> **REQUIRED WORK**: Print all of the lines exactly. Any picture among them stays out.
* BEGIN *
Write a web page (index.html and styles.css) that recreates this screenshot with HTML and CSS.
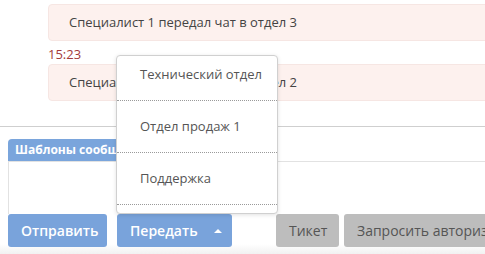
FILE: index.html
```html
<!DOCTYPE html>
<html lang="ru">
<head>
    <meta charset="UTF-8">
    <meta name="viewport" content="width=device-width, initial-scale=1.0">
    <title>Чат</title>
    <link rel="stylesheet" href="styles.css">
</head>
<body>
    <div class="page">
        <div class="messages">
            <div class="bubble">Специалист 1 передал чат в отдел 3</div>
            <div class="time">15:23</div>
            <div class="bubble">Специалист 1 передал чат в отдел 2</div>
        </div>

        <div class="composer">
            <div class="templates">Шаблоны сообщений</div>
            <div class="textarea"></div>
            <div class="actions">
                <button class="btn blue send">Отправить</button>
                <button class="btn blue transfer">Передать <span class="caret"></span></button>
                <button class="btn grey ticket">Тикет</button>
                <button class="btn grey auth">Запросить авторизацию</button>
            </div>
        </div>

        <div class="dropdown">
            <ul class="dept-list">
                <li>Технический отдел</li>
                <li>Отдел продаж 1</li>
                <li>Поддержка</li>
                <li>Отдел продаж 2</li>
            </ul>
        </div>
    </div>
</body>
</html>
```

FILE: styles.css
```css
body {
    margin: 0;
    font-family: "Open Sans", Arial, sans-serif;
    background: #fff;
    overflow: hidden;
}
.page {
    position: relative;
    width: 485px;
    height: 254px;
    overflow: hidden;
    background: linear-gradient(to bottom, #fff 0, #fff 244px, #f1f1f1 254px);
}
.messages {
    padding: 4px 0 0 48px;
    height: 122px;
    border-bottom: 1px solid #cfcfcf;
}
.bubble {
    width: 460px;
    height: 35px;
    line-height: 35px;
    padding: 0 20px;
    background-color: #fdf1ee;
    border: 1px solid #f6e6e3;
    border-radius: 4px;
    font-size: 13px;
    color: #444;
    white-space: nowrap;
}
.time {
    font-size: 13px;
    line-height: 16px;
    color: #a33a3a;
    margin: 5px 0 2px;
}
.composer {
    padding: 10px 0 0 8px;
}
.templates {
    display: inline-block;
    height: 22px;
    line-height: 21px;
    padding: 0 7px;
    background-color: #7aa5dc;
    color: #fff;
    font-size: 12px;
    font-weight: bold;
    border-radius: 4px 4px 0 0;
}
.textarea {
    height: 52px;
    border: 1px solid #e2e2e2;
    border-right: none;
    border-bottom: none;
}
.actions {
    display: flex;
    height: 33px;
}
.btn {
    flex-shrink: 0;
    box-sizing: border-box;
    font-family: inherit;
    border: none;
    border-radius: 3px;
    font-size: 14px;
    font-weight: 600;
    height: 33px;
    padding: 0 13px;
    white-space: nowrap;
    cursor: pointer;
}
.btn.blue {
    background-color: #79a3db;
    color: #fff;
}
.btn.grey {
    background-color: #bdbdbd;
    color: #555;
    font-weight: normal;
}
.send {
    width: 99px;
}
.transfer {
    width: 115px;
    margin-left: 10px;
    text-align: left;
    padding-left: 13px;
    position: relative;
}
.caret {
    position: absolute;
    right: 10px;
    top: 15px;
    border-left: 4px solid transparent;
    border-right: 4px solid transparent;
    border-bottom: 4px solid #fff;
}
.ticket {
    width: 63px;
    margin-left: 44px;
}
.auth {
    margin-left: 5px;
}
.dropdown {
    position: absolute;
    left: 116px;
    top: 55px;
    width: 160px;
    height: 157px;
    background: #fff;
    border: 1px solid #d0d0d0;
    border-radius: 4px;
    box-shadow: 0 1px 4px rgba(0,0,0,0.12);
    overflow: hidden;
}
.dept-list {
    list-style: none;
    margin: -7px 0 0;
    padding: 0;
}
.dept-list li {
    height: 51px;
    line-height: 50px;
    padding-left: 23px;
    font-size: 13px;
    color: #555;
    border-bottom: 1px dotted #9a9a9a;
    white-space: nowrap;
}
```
* END *
> **SOLUTION TO THIS TASK**:
Write a web page (index.html and styles.css) that recreates this screenshot with HTML and CSS.
FILE: index.html
```html
<!DOCTYPE html>
<html lang="ru">
<head>
    <meta charset="UTF-8">
    <meta name="viewport" content="width=device-width, initial-scale=1.0">
    <title>Чат</title>
    <link rel="stylesheet" href="styles.css">
</head>
<body>
    <div class="page">
        <div class="messages">
            <div class="bubble">Специалист 1 передал чат в отдел 3</div>
            <div class="time">15:23</div>
            <div class="bubble">Специалист 1 передал чат в отдел 2</div>
        </div>

        <div class="composer">
            <div class="templates">Шаблоны сообщений</div>
            <div class="textarea"></div>
            <div class="actions">
                <button class="btn blue send">Отправить</button>
                <button class="btn blue transfer">Передать <span class="caret"></span></button>
                <button class="btn grey ticket">Тикет</button>
                <button class="btn grey auth">Запросить авторизацию</button>
            </div>
        </div>

        <div class="dropdown">
            <ul class="dept-list">
                <li>Технический отдел</li>
                <li>Отдел продаж 1</li>
                <li>Поддержка</li>
                <li>Отдел продаж 2</li>
            </ul>
        </div>
    </div>
</body>
</html>
```

FILE: styles.css
```css
body {
    margin: 0;
    font-family: "Open Sans", Arial, sans-serif;
    background: #fff;
    overflow: hidden;
}
.page {
    position: relative;
    width: 485px;
    height: 254px;
    overflow: hidden;
    background: linear-gradient(to bottom, #fff 0, #fff 244px, #f1f1f1 254px);
}
.messages {
    padding: 4px 0 0 48px;
    height: 122px;
    border-bottom: 1px solid #cfcfcf;
}
.bubble {
    width: 460px;
    height: 35px;
    line-height: 35px;
    padding: 0 20px;
    background-color: #fdf1ee;
    border: 1px solid #f6e6e3;
    border-radius: 4px;
    font-size: 13px;
    color: #444;
    white-space: nowrap;
}
.time {
    font-size: 13px;
    line-height: 16px;
    color: #a33a3a;
    margin: 5px 0 2px;
}
.composer {
    padding: 10px 0 0 8px;
}
.templates {
    display: inline-block;
    height: 22px;
    line-height: 21px;
    padding: 0 7px;
    background-color: #7aa5dc;
    color: #fff;
    font-size: 12px;
    font-weight: bold;
    border-radius: 4px 4px 0 0;
}
.textarea {
    height: 52px;
    border: 1px solid #e2e2e2;
    border-right: none;
    border-bottom: none;
}
.actions {
    display: flex;
    height: 33px;
}
.btn {
    flex-shrink: 0;
    box-sizing: border-box;
    font-family: inherit;
    border: none;
    border-radius: 3px;
    font-size: 14px;
    font-weight: 600;
    height: 33px;
    padding: 0 13px;
    white-space: nowrap;
    cursor: pointer;
}
.btn.blue {
    background-color: #79a3db;
    color: #fff;
}
.btn.grey {
    background-color: #bdbdbd;
    color: #555;
    font-weight: normal;
}
.send {
    width: 99px;
}
.transfer {
    width: 115px;
    margin-left: 10px;
    text-align: left;
    padding-left: 13px;
    position: relative;
}
.caret {
    position: absolute;
    right: 10px;
    top: 15px;
    border-left: 4px solid transparent;
    border-right: 4px solid transparent;
    border-bottom: 4px solid #fff;
}
.ticket {
    width: 63px;
    margin-left: 44px;
}
.auth {
    margin-left: 5px;
}
.dropdown {
    position: absolute;
    left: 116px;
    top: 55px;
    width: 160px;
    height: 157px;
    background: #fff;
    border: 1px solid #d0d0d0;
    border-radius: 4px;
    box-shadow: 0 1px 4px rgba(0,0,0,0.12);
    overflow: hidden;
}
.dept-list {
    list-style: none;
    margin: -7px 0 0;
    padding: 0;
}
.dept-list li {
    height: 51px;
    line-height: 50px;
    padding-left: 23px;
    font-size: 13px;
    color: #555;
    border-bottom: 1px dotted #9a9a9a;
    white-space: nowrap;
}
```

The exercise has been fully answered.